Son zamanlarda beni bir düşüncedir aldı. Millet olarak nereden nereye geldik. Başımıza neler geldi. Batılılar, egemen güçler, sömürgeciler ne kadar yol aldılar. Acaba başımıza gelenler bizim kaderimiz miydi? Millet olarak böyle bir sonucu hak ettik mi?

Bunları düşünürken Bektaşi dedesine atfedilen bir fıkra aklıma geldi:

Bektaşi dedesi yılların verdiği tecrübe ve bilgi birikimiyle köyde olup biten her olayı kadere bağlar ve “Allah’tandır” diye sözünü tamamlarmış. Her ne olursa olsun sonuca rıza gösterip “Allah’tandır” demesini gençler anlayamaz, hatta kızarlarmış.

Gençler Bektaşi dedesine bir oyun oynamaya karar verirler.

Bir gün dede dalgın yolda yürürken gençlerden biri sessizce arkadan yaklaşır ve Bektaşi dedesinin ensesine tokat vurur.

Bektaşi dedesi yavaşça arkasına döner ve bakar.

Genç; “ne bakıyorsun dede Allah’tandır” diyerek dede ile alay etmeye kalkışır.

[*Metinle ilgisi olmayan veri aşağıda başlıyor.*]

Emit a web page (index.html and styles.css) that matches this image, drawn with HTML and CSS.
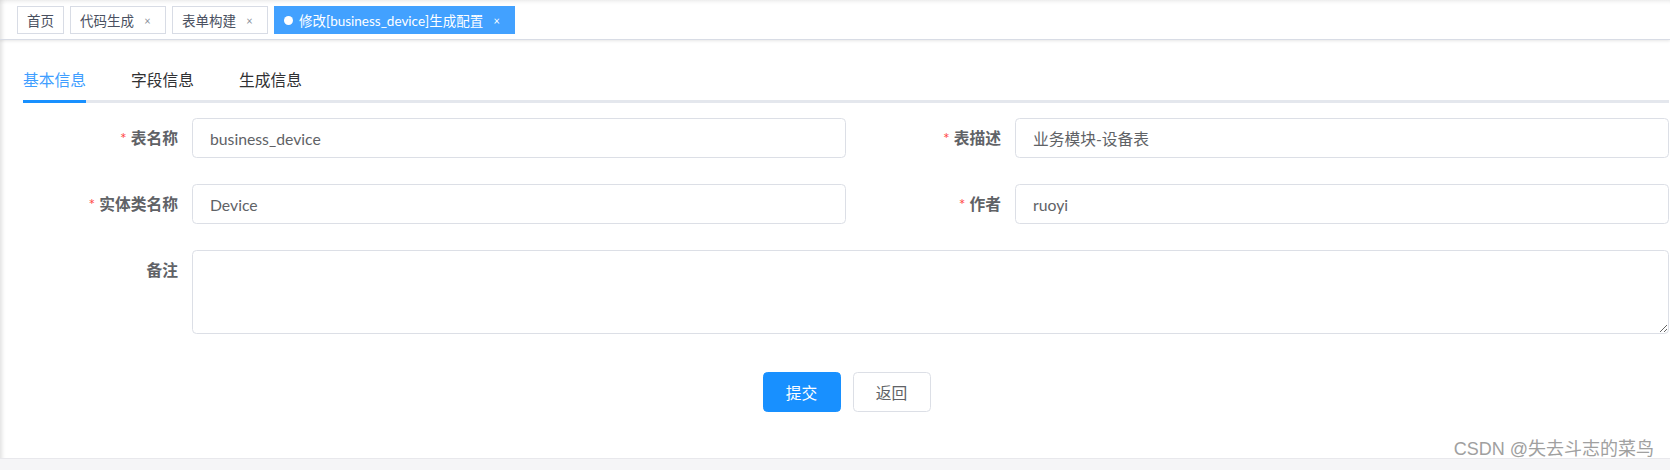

Dede, hiç istifini bozmadan gence unutamayacağı bir cevap verir: “Oğul elbette Allah’tan, ama hangi puştun eliyle yaptı ona bakıyorum.”

Acaba toplum olarak böyle bir sonucu hak ettik mi? Kaderimiz deyip geçelim mi? Allah’tandır deyip rıza mı gösterelim?

Yoksa Bektaşi dedesi gibi bu işler “hangi puştun eliyle oldu” ona bir bakalım mı?

En doğrusu bakalım ve dostumuzu, düşmanımızı tanıyalım!

Malum başımıza çeşitli olumsuzluklar geldiğinde bildik merkezler hemen suçluyu buluyor. Dış güçler, iç düşmanlar, yerli işbirlikçiler, faiz lobisi, üst akıl, emperyalistler, Londra bankerleri vb uzayıp giden potansiyel suçlu listemiz var. Bunlar yetmezse çevremizdeki ülke ve oralarda barınan yıkıcı, bölücü, ayrılıkçı güçleri falan da sayarız.

Ama hiç birimizin aklına şöyle bir soru gelmez: “Arkadaş bütün bunlar varsa ve bizim kötülüğümüz için çalışıyorlarsa bizim elimiz armut mu topluyor?”

Bütün bunlar kaderimiz mi? Allah’tan mı?

Öyleyse bile Bektaşi dedesinin deyimiyle bütün bunlar “Hangi puştun eliyle olmaktadır”

Haydin hep birlikte bu soruyu kendimize soralım ve doğru cevabı bulmaya çalışalım.